* begin DATA FOR THIS TASK *

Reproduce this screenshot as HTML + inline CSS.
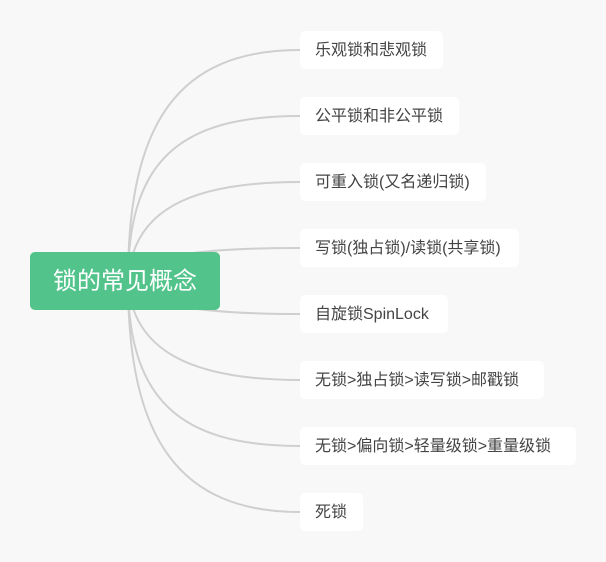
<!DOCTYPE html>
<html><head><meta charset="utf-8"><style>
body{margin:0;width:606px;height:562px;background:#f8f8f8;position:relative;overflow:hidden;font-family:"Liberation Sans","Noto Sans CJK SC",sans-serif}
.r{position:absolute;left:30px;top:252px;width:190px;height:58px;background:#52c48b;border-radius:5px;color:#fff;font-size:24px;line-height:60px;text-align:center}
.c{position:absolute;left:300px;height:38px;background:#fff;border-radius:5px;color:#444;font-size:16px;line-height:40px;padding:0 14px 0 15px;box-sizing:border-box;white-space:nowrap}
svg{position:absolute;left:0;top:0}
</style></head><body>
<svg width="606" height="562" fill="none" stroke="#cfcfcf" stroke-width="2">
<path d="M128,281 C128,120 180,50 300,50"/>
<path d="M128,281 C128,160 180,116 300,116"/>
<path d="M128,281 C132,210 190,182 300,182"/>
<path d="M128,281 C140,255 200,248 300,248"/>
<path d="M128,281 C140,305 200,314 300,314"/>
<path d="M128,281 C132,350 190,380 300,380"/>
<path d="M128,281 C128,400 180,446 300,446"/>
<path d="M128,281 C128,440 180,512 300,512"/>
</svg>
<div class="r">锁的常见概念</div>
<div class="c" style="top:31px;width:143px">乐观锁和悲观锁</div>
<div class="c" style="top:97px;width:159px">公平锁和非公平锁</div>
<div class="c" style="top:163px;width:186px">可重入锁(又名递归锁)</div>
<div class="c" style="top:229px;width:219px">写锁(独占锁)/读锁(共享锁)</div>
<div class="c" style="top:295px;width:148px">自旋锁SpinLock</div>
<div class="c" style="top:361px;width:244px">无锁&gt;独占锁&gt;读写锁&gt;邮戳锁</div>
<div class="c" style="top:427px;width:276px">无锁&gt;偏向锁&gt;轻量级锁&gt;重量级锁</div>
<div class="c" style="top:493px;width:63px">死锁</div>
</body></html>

* end DATA FOR THIS TASK *
* begin DATA FOR THIS TASK *

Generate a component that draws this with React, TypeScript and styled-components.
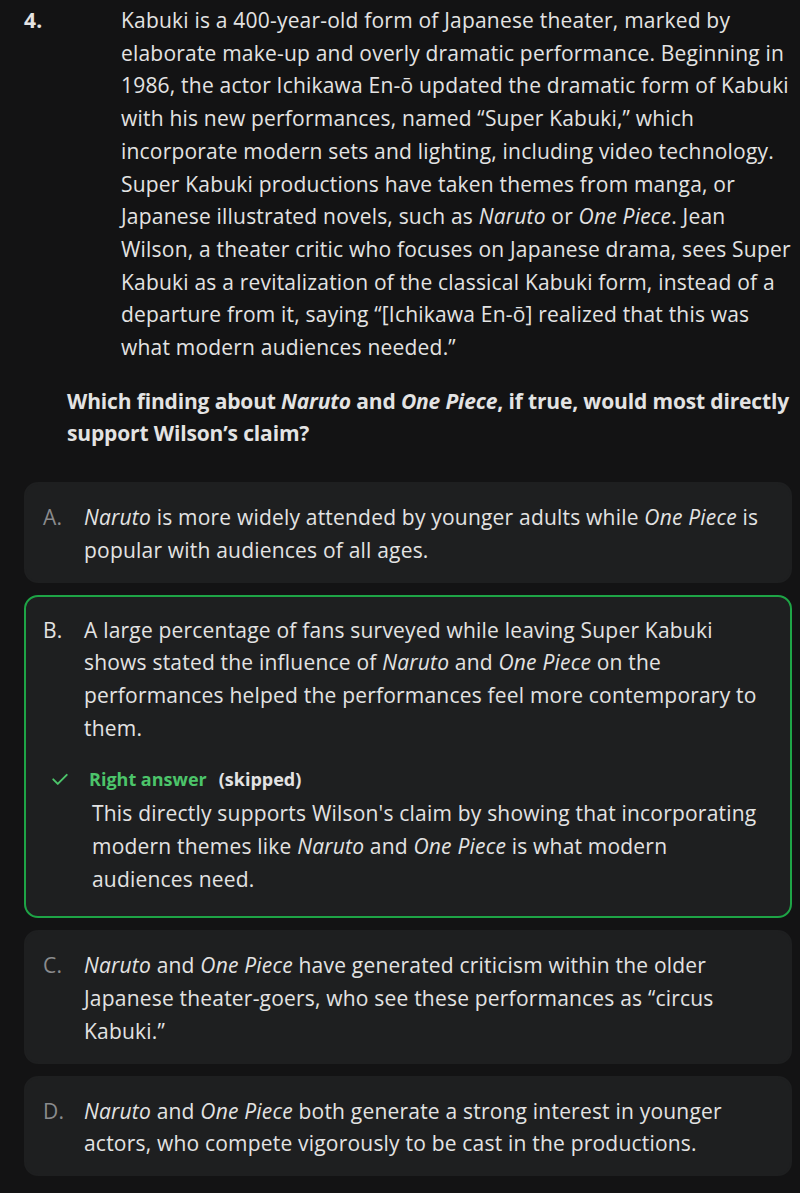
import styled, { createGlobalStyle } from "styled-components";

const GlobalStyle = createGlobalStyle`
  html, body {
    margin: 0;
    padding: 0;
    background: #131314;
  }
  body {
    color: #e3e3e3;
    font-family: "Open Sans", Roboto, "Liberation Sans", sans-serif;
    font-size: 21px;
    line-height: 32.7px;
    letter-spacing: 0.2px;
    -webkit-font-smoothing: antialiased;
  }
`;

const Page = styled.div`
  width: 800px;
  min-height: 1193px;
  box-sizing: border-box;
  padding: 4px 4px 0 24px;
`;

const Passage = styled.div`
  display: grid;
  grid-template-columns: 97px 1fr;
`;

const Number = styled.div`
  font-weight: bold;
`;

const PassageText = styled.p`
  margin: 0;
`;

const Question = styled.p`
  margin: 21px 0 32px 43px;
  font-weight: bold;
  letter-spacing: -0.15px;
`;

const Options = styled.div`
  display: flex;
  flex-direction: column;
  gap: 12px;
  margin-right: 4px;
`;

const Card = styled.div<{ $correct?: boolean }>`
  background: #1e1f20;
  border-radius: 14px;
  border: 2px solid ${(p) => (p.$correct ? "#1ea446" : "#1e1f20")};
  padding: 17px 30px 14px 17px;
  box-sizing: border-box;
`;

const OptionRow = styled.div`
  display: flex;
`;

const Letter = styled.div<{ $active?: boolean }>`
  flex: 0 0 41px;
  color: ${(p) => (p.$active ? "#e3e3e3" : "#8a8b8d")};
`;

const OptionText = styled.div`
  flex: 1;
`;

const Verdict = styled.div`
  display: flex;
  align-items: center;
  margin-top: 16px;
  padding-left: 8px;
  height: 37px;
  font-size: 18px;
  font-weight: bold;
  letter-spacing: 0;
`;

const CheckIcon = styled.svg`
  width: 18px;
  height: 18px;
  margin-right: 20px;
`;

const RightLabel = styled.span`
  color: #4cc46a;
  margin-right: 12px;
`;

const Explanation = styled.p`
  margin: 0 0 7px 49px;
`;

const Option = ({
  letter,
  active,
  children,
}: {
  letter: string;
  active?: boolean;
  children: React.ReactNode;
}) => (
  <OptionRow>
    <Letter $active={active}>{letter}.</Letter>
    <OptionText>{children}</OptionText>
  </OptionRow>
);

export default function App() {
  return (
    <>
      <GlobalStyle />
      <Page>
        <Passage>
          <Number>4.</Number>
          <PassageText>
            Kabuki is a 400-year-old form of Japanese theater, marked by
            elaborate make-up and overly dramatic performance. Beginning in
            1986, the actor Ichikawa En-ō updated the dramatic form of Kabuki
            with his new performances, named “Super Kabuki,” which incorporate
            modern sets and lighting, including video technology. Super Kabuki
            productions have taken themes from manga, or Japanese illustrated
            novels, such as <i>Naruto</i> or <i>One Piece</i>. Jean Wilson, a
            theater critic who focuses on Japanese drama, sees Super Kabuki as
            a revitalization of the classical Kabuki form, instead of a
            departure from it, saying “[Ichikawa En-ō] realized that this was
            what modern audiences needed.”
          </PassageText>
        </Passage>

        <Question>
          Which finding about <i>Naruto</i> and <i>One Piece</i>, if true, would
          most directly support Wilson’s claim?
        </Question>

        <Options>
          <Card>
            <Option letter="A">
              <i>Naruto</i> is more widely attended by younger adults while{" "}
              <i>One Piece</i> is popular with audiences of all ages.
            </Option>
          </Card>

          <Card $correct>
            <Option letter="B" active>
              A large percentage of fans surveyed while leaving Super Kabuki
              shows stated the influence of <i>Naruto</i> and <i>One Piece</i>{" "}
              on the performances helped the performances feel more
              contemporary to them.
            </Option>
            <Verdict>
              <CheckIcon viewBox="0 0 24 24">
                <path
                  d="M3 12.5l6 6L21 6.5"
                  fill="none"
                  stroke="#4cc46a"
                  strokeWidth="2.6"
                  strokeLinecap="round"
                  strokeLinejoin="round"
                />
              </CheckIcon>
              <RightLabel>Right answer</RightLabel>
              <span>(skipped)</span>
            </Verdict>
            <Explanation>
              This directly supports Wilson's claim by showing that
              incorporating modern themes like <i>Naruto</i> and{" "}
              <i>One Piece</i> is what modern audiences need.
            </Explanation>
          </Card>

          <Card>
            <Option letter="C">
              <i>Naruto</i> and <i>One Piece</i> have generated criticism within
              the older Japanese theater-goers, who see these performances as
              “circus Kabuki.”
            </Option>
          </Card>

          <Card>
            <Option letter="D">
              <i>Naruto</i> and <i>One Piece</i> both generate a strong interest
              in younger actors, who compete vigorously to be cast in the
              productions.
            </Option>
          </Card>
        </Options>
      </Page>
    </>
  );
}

* end DATA FOR THIS TASK *

• [WORK TO BE COMPLETED]:
Using the entries above, find all lines with "that". Copy them.

• [COMPLETE OUTPUT]:
Generate a component that draws this with React, TypeScript and styled-components.
            departure from it, saying “[Ichikawa En-ō] realized that this was
              This directly supports Wilson's claim by showing that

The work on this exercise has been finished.